▸ **YOUR OBJECTIVE**:
Quote the data exactly, first line to the line containing "const feet = meters", with no pictures.

━━ MATERIAL PROVIDED ━━

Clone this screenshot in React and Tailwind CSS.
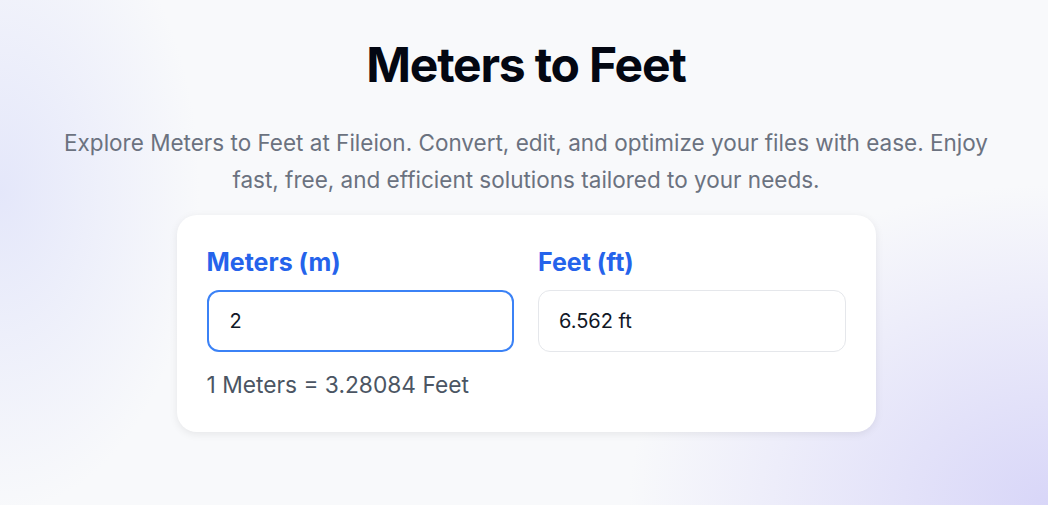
import { useState } from "react";

function App() {
  const [meters, setMeters] = useState("2");
  const feet = meters === "" ? "" : (parseFloat(meters) * 3.28084).toFixed(3) + " ft";

  return (
    <div
      className="min-h-[505px] w-full pl-[4px] bg-[#f8f9fb] bg-[radial-gradient(ellipse_200px_320px_at_0%_38%,rgba(226,229,250,0.9),rgba(248,249,251,0)),radial-gradient(ellipse_420px_320px_at_100%_100%,rgba(216,214,248,1),rgba(248,249,251,0))] flex flex-col items-center font-['Inter',sans-serif]"
    >
      <h1 className="mt-[36px] text-[48px] leading-[58px] font-bold text-[#030712] tracking-tight">
        Meters to Feet
      </h1>
      <p className="mt-[30px] max-w-[950px] text-center text-[22.5px] leading-[37px] text-[#6b7280]">
        Explore Meters to Feet at Fileion. Convert, edit, and optimize your files with ease. Enjoy
        fast, free, and efficient solutions tailored to your needs.
      </p>
      <div className="mt-[17px] w-[699px] rounded-[20px] bg-white shadow-[0_2px_8px_rgba(0,0,0,0.08)] px-[30px] pt-[32px] pb-[32px]">
        <div className="grid grid-cols-2 gap-6">
          <div className="flex flex-col">
            <label className="text-[25px] leading-[30px] font-bold text-[#2563eb]">Meters (m)</label>
            <input
              value={meters}
              onChange={(e) => setMeters(e.target.value)}
              className="mt-[13px] h-[62px] rounded-xl border-2 border-[#3b82f6] px-[21px] text-[20px] text-[#111827] outline-none"
            />
          </div>
          <div className="flex flex-col">
            <label className="text-[25px] leading-[30px] font-bold text-[#2563eb]">Feet (ft)</label>
            <input
              value={feet}
              readOnly
              className="mt-[13px] h-[62px] rounded-xl border border-[#e5e7eb] px-[20px] text-[20px] text-[#111827] outline-none"
            />
          </div>
        </div>
        <div className="mt-[18px] text-[22.75px] leading-[30px] text-[#4b5563]">1 Meters = 3.28084 Feet</div>
      </div>
    </div>
  );
}

export default App;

━━━

▸ **THE ANSWER**:
Clone this screenshot in React and Tailwind CSS.
import { useState } from "react";

function App() {
  const [meters, setMeters] = useState("2");
  const feet = meters === "" ? "" : (parseFloat(meters) * 3.28084).toFixed(3) + " ft";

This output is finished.